_EXERCISE REQUIREMENTS_
Pick out all lines of the entries that include the word "React" and copy them.

_TASK INPUT_
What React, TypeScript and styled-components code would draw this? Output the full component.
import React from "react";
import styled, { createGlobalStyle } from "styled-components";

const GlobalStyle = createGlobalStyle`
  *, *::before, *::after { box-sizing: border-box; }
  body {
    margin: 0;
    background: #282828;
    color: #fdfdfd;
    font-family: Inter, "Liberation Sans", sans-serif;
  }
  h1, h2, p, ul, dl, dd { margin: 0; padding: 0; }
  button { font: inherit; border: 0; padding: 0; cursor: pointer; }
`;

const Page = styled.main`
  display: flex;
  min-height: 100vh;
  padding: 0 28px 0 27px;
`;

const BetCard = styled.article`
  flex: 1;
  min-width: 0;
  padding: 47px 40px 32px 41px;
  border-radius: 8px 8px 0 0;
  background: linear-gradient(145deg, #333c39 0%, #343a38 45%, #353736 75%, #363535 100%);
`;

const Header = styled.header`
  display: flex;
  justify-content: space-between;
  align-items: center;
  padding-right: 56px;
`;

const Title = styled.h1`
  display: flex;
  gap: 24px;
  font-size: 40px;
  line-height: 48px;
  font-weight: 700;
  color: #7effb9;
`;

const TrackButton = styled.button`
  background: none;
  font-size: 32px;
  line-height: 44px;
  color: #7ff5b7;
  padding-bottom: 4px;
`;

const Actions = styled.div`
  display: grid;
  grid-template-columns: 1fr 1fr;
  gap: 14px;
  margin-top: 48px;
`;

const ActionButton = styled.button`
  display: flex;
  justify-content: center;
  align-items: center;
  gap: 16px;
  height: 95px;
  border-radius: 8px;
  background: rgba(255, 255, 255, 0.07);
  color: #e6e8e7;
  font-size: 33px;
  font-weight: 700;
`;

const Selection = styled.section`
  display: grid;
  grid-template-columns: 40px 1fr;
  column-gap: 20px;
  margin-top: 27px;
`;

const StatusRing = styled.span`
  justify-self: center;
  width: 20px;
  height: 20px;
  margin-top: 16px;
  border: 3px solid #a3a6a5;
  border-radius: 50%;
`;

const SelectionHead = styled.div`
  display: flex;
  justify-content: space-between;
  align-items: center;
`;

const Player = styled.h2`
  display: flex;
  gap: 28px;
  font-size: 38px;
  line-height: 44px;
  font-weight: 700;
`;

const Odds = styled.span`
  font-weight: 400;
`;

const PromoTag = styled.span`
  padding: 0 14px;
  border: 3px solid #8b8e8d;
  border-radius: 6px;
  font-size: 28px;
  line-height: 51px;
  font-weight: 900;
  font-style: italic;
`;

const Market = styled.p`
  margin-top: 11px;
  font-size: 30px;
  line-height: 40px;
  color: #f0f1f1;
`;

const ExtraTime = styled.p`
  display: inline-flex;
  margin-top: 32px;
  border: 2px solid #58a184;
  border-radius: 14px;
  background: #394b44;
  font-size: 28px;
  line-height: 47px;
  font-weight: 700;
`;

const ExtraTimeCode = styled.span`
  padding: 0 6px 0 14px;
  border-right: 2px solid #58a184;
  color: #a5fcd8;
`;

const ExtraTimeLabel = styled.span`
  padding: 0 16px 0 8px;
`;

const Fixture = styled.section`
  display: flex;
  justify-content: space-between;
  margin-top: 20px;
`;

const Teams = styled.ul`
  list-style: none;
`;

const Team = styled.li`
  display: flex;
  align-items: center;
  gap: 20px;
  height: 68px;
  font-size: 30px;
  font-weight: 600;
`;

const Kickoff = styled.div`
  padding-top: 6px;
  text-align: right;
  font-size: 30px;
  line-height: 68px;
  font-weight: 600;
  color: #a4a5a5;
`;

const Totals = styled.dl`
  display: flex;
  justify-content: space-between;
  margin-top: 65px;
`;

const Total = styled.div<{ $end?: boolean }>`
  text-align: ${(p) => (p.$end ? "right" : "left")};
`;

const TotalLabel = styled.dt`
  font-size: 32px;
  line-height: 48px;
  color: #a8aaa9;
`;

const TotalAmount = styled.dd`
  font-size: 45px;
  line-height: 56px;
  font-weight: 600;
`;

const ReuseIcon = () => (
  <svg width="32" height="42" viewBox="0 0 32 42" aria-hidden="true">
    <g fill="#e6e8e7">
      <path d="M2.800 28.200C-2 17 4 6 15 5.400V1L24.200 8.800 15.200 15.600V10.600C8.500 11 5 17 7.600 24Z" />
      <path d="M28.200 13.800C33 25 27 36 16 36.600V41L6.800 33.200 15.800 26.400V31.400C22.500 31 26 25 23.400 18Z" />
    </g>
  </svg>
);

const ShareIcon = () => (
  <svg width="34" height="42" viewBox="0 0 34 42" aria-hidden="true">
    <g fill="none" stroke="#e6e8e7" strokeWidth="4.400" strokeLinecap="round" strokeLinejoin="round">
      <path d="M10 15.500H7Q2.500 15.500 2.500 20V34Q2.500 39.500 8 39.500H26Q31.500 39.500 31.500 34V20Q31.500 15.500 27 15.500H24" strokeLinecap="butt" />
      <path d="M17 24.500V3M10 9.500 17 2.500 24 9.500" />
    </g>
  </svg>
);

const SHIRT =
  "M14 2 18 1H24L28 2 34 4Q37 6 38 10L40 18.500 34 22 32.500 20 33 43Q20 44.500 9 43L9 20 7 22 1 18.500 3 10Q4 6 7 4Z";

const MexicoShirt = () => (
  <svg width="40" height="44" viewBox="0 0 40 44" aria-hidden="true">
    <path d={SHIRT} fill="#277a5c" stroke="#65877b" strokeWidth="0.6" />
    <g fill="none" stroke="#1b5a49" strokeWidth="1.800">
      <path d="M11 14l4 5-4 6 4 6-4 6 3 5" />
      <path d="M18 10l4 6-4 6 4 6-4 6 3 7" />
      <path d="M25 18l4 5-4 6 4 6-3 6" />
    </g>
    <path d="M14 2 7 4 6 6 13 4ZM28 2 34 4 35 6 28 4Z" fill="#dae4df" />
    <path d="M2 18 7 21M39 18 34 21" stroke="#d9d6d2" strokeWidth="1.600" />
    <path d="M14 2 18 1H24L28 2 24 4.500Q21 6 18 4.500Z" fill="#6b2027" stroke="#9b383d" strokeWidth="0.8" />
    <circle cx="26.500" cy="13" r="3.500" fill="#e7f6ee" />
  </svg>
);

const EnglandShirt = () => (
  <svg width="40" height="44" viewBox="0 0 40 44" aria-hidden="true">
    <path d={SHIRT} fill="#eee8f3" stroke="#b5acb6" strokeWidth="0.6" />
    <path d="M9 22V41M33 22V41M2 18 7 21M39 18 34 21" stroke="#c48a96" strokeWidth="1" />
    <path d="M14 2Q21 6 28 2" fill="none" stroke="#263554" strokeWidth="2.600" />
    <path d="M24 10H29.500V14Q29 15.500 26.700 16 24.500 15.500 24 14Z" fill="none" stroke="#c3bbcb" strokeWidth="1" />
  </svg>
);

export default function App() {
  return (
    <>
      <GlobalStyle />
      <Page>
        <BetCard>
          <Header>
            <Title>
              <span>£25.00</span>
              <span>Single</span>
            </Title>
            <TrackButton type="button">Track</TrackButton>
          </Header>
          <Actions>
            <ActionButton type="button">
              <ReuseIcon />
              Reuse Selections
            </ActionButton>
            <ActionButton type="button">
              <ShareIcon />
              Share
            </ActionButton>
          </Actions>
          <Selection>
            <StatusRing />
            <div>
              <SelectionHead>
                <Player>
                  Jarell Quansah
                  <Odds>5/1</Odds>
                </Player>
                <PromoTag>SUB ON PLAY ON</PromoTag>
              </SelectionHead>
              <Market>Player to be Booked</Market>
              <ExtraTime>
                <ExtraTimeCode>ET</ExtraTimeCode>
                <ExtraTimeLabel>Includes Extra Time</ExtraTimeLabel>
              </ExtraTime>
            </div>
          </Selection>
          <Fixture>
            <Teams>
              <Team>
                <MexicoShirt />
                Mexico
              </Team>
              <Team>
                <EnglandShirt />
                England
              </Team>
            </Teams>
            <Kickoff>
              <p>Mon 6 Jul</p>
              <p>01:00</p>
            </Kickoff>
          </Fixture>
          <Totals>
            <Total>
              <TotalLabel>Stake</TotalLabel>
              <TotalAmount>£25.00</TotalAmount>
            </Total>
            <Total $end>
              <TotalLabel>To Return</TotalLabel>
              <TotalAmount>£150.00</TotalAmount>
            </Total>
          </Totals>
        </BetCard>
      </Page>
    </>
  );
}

---

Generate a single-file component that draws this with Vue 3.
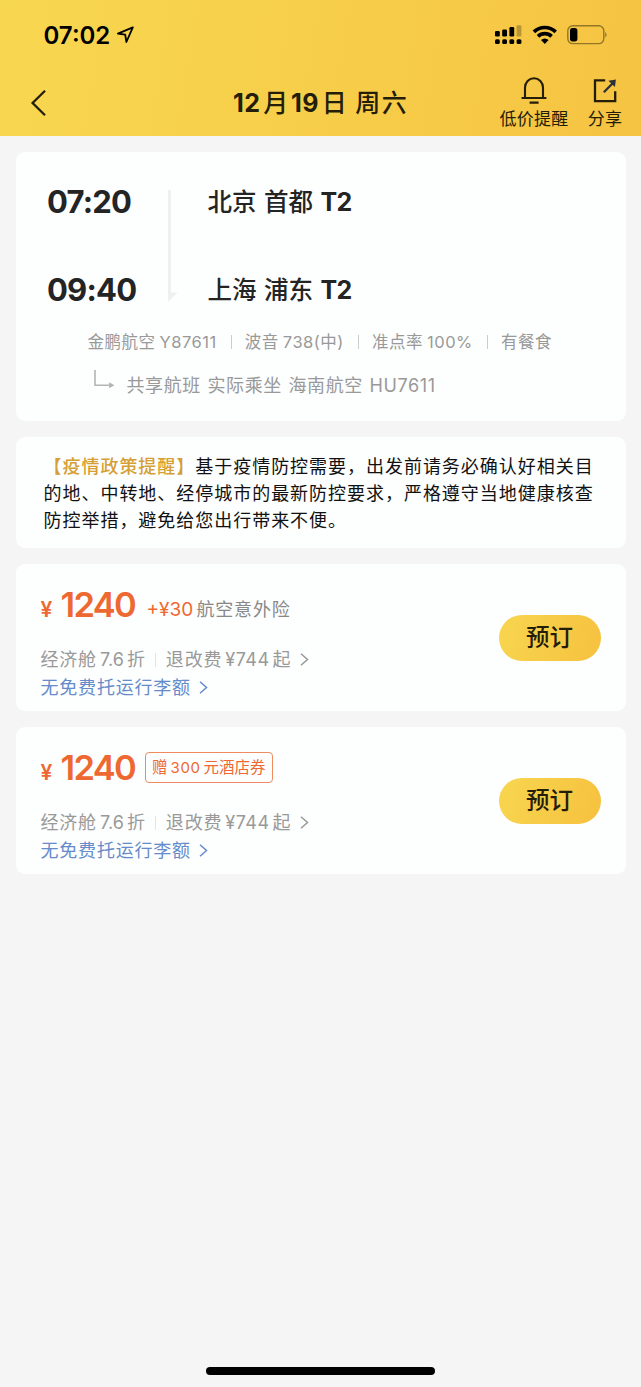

==

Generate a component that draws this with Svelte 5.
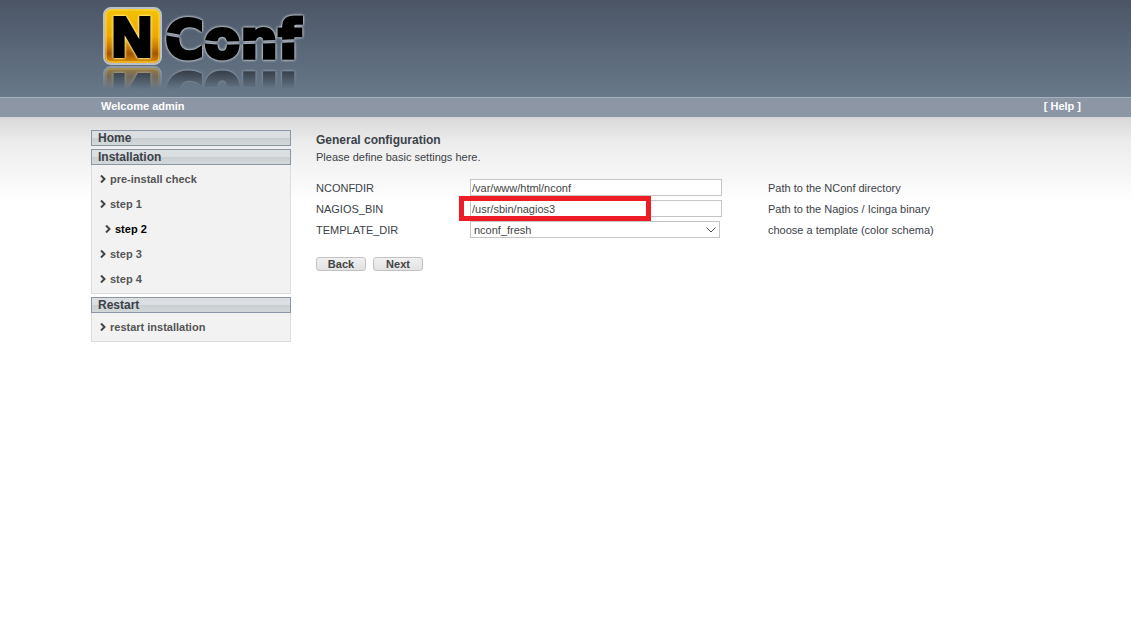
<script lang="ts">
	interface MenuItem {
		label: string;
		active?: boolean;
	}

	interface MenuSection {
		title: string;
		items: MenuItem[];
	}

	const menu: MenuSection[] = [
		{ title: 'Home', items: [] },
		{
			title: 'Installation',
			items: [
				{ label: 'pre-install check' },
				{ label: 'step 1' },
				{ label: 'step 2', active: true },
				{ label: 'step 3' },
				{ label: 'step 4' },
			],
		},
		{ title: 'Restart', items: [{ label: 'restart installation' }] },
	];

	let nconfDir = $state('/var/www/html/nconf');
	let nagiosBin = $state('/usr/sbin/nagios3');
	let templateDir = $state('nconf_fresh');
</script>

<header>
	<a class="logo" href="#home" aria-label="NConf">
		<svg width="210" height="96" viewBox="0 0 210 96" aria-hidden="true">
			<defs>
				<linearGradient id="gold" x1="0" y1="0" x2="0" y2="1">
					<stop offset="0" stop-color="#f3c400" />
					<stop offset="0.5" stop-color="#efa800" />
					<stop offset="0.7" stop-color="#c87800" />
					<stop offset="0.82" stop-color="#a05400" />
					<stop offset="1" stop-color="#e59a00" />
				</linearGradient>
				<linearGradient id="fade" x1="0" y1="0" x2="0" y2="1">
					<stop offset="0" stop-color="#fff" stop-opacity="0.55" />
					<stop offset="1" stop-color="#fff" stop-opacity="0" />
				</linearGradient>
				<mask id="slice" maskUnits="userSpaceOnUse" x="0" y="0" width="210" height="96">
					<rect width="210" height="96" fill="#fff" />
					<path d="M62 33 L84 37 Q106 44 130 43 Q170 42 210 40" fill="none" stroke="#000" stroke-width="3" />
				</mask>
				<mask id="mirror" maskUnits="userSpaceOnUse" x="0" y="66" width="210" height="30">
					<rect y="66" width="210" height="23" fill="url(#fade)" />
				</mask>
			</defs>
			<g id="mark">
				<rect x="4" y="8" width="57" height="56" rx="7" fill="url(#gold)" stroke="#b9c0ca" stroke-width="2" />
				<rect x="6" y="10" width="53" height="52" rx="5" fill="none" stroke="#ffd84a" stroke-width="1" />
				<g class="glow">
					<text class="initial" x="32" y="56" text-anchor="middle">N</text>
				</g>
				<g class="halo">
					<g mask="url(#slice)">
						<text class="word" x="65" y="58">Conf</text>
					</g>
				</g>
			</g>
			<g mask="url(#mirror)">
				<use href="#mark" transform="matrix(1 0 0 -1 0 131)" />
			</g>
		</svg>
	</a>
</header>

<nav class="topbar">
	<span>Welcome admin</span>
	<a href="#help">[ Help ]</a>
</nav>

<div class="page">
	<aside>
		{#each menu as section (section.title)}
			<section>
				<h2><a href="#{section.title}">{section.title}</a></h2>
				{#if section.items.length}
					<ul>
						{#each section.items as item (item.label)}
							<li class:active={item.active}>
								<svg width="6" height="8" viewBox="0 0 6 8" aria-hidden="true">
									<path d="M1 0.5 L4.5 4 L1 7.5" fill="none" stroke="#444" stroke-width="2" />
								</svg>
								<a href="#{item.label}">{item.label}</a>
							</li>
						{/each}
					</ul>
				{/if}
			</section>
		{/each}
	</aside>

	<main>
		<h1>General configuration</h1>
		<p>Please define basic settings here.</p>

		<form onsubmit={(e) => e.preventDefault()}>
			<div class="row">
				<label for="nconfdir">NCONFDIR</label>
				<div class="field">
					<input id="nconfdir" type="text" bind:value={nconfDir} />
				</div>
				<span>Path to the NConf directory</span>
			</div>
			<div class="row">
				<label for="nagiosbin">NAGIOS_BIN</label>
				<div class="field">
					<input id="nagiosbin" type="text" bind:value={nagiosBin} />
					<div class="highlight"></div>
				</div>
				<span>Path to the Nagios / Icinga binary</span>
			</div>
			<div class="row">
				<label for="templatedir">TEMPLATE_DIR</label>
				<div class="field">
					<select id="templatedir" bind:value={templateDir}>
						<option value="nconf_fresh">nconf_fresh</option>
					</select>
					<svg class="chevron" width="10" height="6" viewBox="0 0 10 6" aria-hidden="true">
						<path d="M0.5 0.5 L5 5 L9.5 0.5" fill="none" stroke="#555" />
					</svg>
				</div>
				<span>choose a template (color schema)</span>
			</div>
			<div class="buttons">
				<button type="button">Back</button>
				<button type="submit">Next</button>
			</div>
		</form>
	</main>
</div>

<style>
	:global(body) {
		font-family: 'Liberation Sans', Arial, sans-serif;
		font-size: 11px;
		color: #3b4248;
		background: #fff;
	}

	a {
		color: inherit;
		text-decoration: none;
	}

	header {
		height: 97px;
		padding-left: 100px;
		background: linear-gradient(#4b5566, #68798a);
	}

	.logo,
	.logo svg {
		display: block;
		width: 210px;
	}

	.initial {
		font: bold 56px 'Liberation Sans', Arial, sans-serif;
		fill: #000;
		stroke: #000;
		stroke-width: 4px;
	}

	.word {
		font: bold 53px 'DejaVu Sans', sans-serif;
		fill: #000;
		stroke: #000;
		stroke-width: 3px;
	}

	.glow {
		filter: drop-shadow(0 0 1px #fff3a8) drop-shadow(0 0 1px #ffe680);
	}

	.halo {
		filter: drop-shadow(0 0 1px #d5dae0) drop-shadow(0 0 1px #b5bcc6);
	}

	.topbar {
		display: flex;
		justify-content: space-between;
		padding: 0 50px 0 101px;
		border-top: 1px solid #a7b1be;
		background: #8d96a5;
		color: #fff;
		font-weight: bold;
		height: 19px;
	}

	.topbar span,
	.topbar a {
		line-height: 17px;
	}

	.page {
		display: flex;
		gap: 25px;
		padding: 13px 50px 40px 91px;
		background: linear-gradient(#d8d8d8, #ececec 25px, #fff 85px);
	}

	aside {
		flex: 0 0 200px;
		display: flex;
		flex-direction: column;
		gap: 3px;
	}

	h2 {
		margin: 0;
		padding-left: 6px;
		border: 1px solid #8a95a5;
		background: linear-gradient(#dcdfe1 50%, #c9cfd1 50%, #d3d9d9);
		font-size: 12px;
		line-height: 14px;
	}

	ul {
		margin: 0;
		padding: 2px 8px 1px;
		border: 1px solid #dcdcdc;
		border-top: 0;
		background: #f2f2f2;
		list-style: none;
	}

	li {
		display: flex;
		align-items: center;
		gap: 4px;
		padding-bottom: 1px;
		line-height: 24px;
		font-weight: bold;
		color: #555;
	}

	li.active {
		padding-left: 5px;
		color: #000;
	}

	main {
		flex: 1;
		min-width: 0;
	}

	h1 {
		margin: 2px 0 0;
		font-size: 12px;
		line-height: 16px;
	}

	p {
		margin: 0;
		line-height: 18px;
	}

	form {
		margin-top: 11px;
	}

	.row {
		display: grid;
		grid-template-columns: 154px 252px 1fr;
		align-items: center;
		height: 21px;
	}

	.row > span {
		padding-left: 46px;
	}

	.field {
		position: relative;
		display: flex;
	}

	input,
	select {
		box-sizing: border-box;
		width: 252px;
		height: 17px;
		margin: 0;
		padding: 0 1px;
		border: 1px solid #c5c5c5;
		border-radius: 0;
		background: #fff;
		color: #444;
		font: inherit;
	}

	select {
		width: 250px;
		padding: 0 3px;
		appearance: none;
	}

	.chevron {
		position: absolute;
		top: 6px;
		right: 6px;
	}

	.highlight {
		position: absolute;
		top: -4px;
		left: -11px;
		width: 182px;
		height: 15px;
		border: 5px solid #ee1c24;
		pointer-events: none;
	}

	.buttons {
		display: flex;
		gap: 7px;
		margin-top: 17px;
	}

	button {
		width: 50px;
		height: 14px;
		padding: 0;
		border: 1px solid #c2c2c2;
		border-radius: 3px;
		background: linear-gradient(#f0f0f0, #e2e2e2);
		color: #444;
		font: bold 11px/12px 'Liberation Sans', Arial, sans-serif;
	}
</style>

_COMPLETE OUTPUT_
What React, TypeScript and styled-components code would draw this? Output the full component.
import React from "react";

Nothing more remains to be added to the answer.